The present paper presented an empirical moisture-dependent thermal conductivity model for unsaturated and deformable soils. The model is generated by the product of two terms accounting for a) the effect of the degree of saturation on the moisture-dependent thermal conductivity at a unitary and constant void ratio and b) the effect of void ratio on the dry thermal conductivity. The proposed model has been calibrated and then validated against five different sets of experimental data obtained on soils with different granularities and equalised at various levels of both saturation and volumetric state. The validation of the model has been performed by two distinct methods: blind prediction and numerical simulations. Both methods provided a good agreement between the experimental measurements and the predicted thermal behaviour. The main outcomes of the present work can be summarised as follows:

  • The proposed model well predicts the thermal conductivity of various types of soils ranging from fine clays to coarse sands compacted at different dry densities ranging from 1465 kg/m3 to 2310 kg/m3 and equalised at different degrees of saturation (i.e. spanning from dry to fully saturated conditions).

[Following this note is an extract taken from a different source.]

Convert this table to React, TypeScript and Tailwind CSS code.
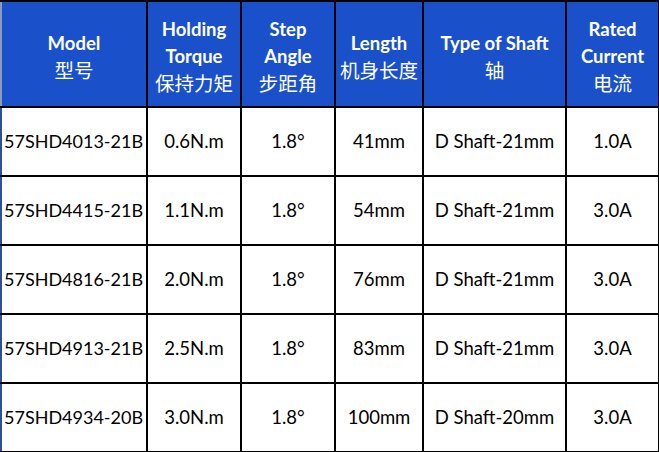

  • The adopted validation procedure indicates that the proposed model is capable of extrapolating the thermal conductivity of soils for levels of degree of saturation not considered during the calibration range, as observed from both validation methods (i.e. blind prediction and numerical simulations).

  • Finite element numerical simulations, performed by adopting the proposed thermal conductivity function, well reproduced the thermal behaviour of energy piles, as experimentally tested by Akrouch et al. [11].

Future work will be directed to the assessment of the thermal performance of energy piles under different conditions of degree of saturation and porosity of the shallow geothermal piles as well as at different thermal conductivities of the energy piles. Finally, numerical simulations will be developed to assess the energetic performance of energy piles with an optimised geometry in view of maximising the heat exchanges with the surrounding soil.